Entre as vantagens que Jonathan Glennie atribui ao investimento público, gostaria de citar três, que me parecem as mais importantes:
Ao recorrer ao conceito de “investimento” em um bem público global, abandona-se a ideia de um “fundo perdido”, que pressupõe que o doador nada tem a ganhar além da sua consciência limpa. A ideia de “investimento” pressupõe rentabilidade para quem financia, neste caso na forma de um mundo mais seguro, mais sustentável e mais habitável, tanto no Norte como no Sul.

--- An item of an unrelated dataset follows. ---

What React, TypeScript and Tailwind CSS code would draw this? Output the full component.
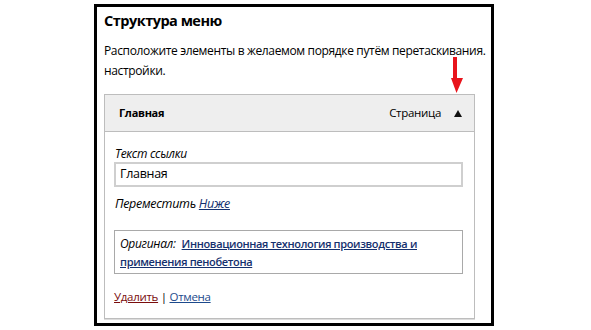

Estamos falando, portanto, do interesse, strictu sensu, daquele que contribui, e assim podemos pensar no aumento do investimento a partir dos benefícios auferidos pelos que colaboram.
Ao adotar uma lógica universal – todos contribuem, decidem, se beneficiam – saímos da lógica pós-colonial que continua a organizar as relações Norte-Sul (apesar da retórica do parceria). O dinamismo econômico dos países emergentes, bem como o surgimento da cooperação Sul-Sul, condenam o domínio político Norte-Sul a obsolescência no médio prazo. O crescimento da crítica decolonial dentro da opinião pública ocidental faz com que essas lógicas eurocêntricas sejam politicamente cada vez menos toleráveis. Com o investimento público geral, os países do Sul não são mais considerados países “assistidos” (pelas antigas metrópoles), mas países que “possuem direito”, assim como todos os membros da comunidade internacional.
Por fim, a ideia de uma contribuição progressiva poderia possibilitar sairmos do padrão de dependência Norte-Sul, sem perder de vista também a manutenção das desigualdades financeiras e econômicas Norte-Sul (o acesso à vacina é o maior exemplo atual). Os países mais ricos contribuem mais e os países pobres beneficiam-se além de suas contribuições. Assim, o investimento público geral poderia constituir um mecanismo poderoso para a redistribuição da riqueza global em benefício do Sul global. Para usar um antigo ditado, seria possível não jogar fora o bebê (solidariedade) com a água banho (da ajuda).